Yes, it will work. When you change the status of an issue, the prediction of the issue will be set by default. For example, if you move an issue to ToDo, the prediction will be marked as True; if you move an issue to Ignore/Invalid, the prediction will be marked as False. However, you may still mark the prediction of any issue, regardless of status, manually.

2. How does Machine Learning work?

We use h2o.ai to analyze the issue, the issue code line, and the issue reason. Based on filtered issues and your marked false issues, Machine Learning will try to find similar issues and set their prediction to ML False. Machine Learning prediction may be different per invocation; you won't have the exact same results every time. In addition, Machine Learning needs input to learn from, so if you only mark one issue as False, Machine Learning may not be able to find other similar issues.

3. What kind of Machine Learning algorithm does Globalyzer use?

Globalyzer uses the Gradient Boosting Machine (GBM) algorithm. Gradient Boosting Machine (for Regression and Classification) is a forward learning ensemble method. The guiding heuristic is that good predictive results can be obtained through increasingly refined approximations.
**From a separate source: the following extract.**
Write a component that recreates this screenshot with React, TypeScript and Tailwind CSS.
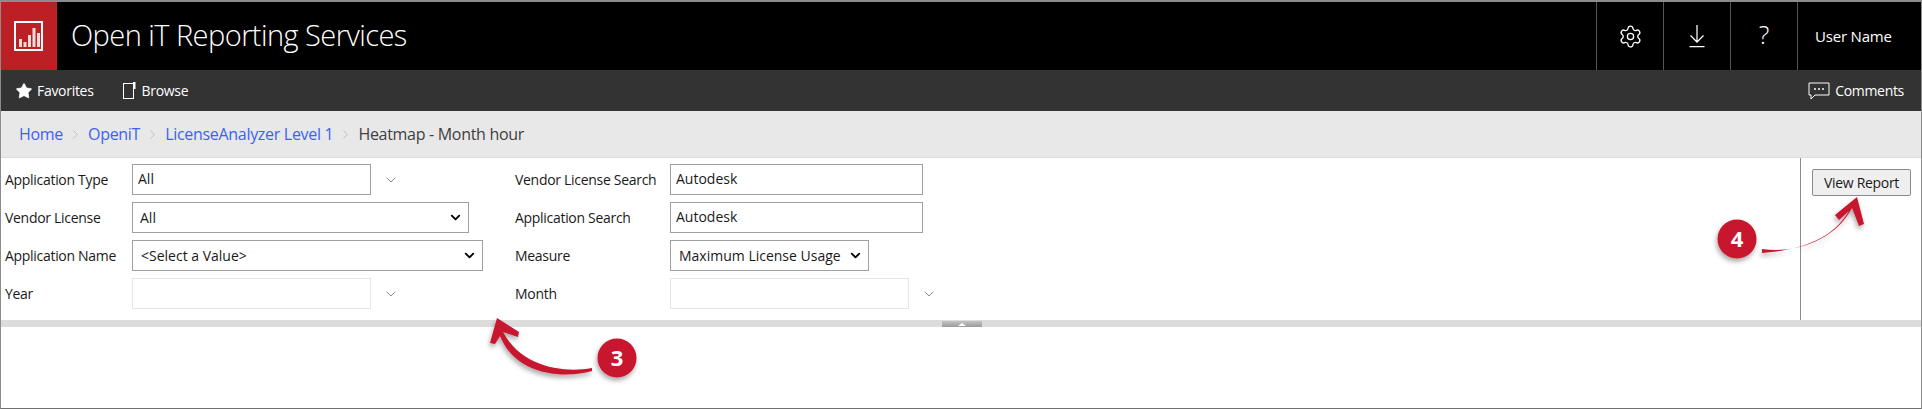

H2O’s GBM sequentially builds regression trees on all the features of the dataset in a fully distributed way - each tree is built in parallel. More details: http://docs.h2o.ai/h2o/latest-stable/h2o-docs/data-science/gbm.html

4. What is H2O.ai? Do I have to install it?

H2O is an open source, in-memory, distributed, fast, and scalable machine learning and predictive analytics platform that allows you to build machine learning models on big data and provides easy productionalization of those models in an enterprise environment. And yes, to use Machine Learning, you must install H2O.ai to your system. It's an in-memory platform so you don't need to worry about the security of your code and data.